All are welcome to participate and learn, reading sections aloud (if you desire) and discussing the context of the history of the Bible, including the sociology, archaeology, and politics of the land. No prior registration or experience is necessary! Sessions generally last 90 minutes with the Prophets and Writings often taking 2 hours.
These sessions are open to all on a drop-in, occasional, or regular basis. BYOB – Bring your own Bible (Having a variety of translations/interpretations increase the scope of our discussions.) Contact the office to receive the ZOOM link.
Rabbi Weisbrot will be leading a discussion of Pirkei Avot, or Ethics of our Fathers, one of the best known and most cited of Jewish texts. The sessions will be on Thursday nights with the format and dates to be determined
On February 7, B’nai Sholom will be virtually hosting Martin Fletcher to provide his insights on the post October 7 world and the ongoing Israel-Hamas war, a conflict where several of his family members were taken hostage. Fletcher has covered world events for 40 years, mostly for NBC News including 26 based in Israel, as its correspondent and or bureau chief. Dubbed the “gold standard of television war correspondents” by fellow journalist and CNN anchor Anderson Cooper, he has won almost every award in TV journalism including five Emmies, three of which were for his reporting from Israel – one for the first Palestinian uprising, one for the second uprising, and the third for coverage of Israel’s war with Lebanon in 2006. Fletcher has also written four novels and three works of non-fiction in his illustrious career including Teachers (2023) about people he has encountered in his reporting who have shown resilience despite the hardships of war, revolution, and natural disasters.

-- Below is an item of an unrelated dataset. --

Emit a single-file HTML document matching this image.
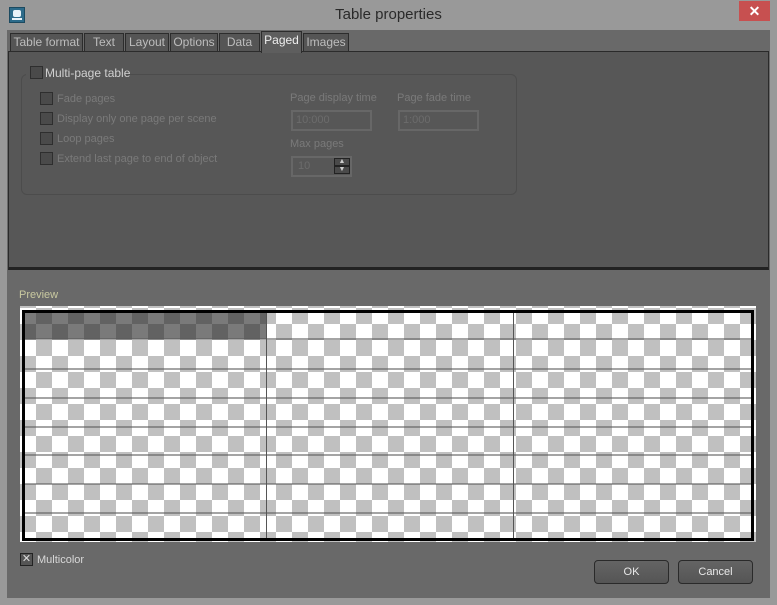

Watch for the Zoom link in the weekly e-mail and please join us for what should be an extraordinary evening. Open to members of the B’nai Sholom community and friends.
A series of talks by scholars from the congregation and beyond, presented following Friday night worship services.
Details on all the above found below and to follow.
“Cut Off: Shylock, Anti-Semitism, Value and Irony in the Merchant of Venice”
Perhaps the most frequently asked question about Shakespeare’s The Merchant of Venice is whether it is an antisemitic play or a play about antisemitism. Maybe it’s both. In this comedy with the soul of a tragedy, all truths are questions and all insights ironic. As many commentators have pointed out, antisemitism is also a series of contradictions, but the only truth they seem to yield is the truth of antisemitism itself, the oldest and most durable hatred. The resurgence of this hatred has been in evidence since the beginning of the twenty-first century, but it is clearly escalating. Is it possible that a play first produced over 400 years ago can shed some light on this hatred, on the fears we are facing now, even if the only moral clarity it offers is a better understanding of who we are and what we value?
Mary is a professor at SUNY Orange Community College, where she taught the college’s Shakespeare course for 23 years, as well as other literature, writing, and philosophy courses. Over the years, she has given a number of presentations and led discussions on a number of Shakespeare plays, including The Merchant of Venice.
On April 3, B’nai Sholom will be virtually hosting author Tova Mirvis as she discusses her memoir, The Book of Separation. In the book she traces her journey away from her Modern Orthodox upbringing, as she leaves both a marriage and the religious community of which she was a part. She also describes the struggle to find her footing in an unfamiliar secular world while still keeping one foot in the Orthodox world for the sake of her children, and stepping with the other into a new and emerging way of expressing her Judaism and living her life. Mirvis’s memoir was a New York Times Book Review Editor’s Choice and was excerpted in the New York Times Modern Love Column. Lillith Magazine called it “beautiful and poignant.”
Tova Mirvis is also the author of three novels, Visible City, The Outside World and The Ladies Auxiliary which was a national bestseller. Her essays have appeared in many publications including The Washington Post, The Boston Globe Magazine, and Psychology Today, and her fiction has been broadcast on NPR. Please join us for this special event which is open to members of the B’nai Sholom community and friends. Additional information will be provided soon!
Multiple copies of the Book of Separation are currently in the local library system and will be in the temple library hopefully within the next two weeks.
When Thomas Jefferson died in 1826, he left behind a mountain of personal debt, which forced his heirs to sell his beloved Monticello home and all of its possessions. The Levys of Monticello (2022) is a documentary film that tells the little-known story of the Levy family, which owned and carefully preserved Monticello for nearly a century – far longer than Jefferson or his descendants. The remarkable story of the Levy family also intersects with the rise of antisemitism that runs throughout the course of American history.
There will be a $5 admission fee and non-members are requested to pre-register here.
For the past three years the B’nai Sholom’s film group has been meeting bi-monthly to discuss movies that have been available through the Chaiflicks streaming service. The next movie is a Winter Journey, dealing with themes of guilt and Jewish identity, as a son confronts his father about his experiences in the Kulturbund, or Jewish Cultural Association, a remarkable ensemble of Jewish musicians, actors, and dancers that was maintained as an insidious propaganda tool by the Nazis. The film is also available for free streaming at Tubi and all are welcome to join the discussion.